● TASK DESCRIPTION: Print exactly those lines that run from the beginning of the data to the line bearing "left-[319px] top-[530px] w-[374px]", inclusive.

*****

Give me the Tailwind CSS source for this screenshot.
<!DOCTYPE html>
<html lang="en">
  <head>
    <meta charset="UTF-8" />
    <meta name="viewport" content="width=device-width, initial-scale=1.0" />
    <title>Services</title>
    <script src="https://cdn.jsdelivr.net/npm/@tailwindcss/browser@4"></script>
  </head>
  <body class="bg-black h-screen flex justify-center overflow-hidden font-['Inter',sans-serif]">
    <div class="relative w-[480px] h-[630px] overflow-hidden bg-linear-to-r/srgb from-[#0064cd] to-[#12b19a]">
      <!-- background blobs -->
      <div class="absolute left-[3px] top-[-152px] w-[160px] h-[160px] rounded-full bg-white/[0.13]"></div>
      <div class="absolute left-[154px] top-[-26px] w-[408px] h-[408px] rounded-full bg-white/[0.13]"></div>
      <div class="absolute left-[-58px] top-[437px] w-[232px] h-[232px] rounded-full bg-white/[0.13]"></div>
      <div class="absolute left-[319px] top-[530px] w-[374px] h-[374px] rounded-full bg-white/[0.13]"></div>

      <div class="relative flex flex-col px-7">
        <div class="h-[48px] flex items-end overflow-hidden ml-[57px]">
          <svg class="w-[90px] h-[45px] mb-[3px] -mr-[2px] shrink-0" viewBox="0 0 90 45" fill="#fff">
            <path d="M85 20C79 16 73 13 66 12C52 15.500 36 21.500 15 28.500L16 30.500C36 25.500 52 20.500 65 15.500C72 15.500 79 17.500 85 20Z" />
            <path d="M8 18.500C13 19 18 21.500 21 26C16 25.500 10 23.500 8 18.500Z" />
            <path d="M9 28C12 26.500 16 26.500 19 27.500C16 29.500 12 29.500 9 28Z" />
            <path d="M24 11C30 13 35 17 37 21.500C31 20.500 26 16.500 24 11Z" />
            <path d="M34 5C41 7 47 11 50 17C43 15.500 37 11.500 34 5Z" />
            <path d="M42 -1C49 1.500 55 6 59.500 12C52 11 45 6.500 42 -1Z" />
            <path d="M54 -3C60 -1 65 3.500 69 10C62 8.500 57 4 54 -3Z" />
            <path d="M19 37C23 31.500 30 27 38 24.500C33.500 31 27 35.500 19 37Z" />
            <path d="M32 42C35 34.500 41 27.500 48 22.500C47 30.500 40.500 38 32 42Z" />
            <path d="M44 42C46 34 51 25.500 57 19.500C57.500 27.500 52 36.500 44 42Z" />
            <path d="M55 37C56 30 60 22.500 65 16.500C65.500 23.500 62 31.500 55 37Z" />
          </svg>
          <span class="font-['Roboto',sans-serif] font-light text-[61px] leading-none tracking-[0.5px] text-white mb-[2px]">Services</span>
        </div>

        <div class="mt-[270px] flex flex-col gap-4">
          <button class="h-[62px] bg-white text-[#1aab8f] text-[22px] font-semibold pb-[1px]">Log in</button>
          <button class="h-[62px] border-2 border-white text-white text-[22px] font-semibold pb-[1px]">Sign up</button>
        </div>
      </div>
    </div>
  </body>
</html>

*****

● CORRECT ANSWER:
Give me the Tailwind CSS source for this screenshot.
<!DOCTYPE html>
<html lang="en">
  <head>
    <meta charset="UTF-8" />
    <meta name="viewport" content="width=device-width, initial-scale=1.0" />
    <title>Services</title>
    <script src="https://cdn.jsdelivr.net/npm/@tailwindcss/browser@4"></script>
  </head>
  <body class="bg-black h-screen flex justify-center overflow-hidden font-['Inter',sans-serif]">
    <div class="relative w-[480px] h-[630px] overflow-hidden bg-linear-to-r/srgb from-[#0064cd] to-[#12b19a]">
      <!-- background blobs -->
      <div class="absolute left-[3px] top-[-152px] w-[160px] h-[160px] rounded-full bg-white/[0.13]"></div>
      <div class="absolute left-[154px] top-[-26px] w-[408px] h-[408px] rounded-full bg-white/[0.13]"></div>
      <div class="absolute left-[-58px] top-[437px] w-[232px] h-[232px] rounded-full bg-white/[0.13]"></div>
      <div class="absolute left-[319px] top-[530px] w-[374px] h-[374px] rounded-full bg-white/[0.13]"></div>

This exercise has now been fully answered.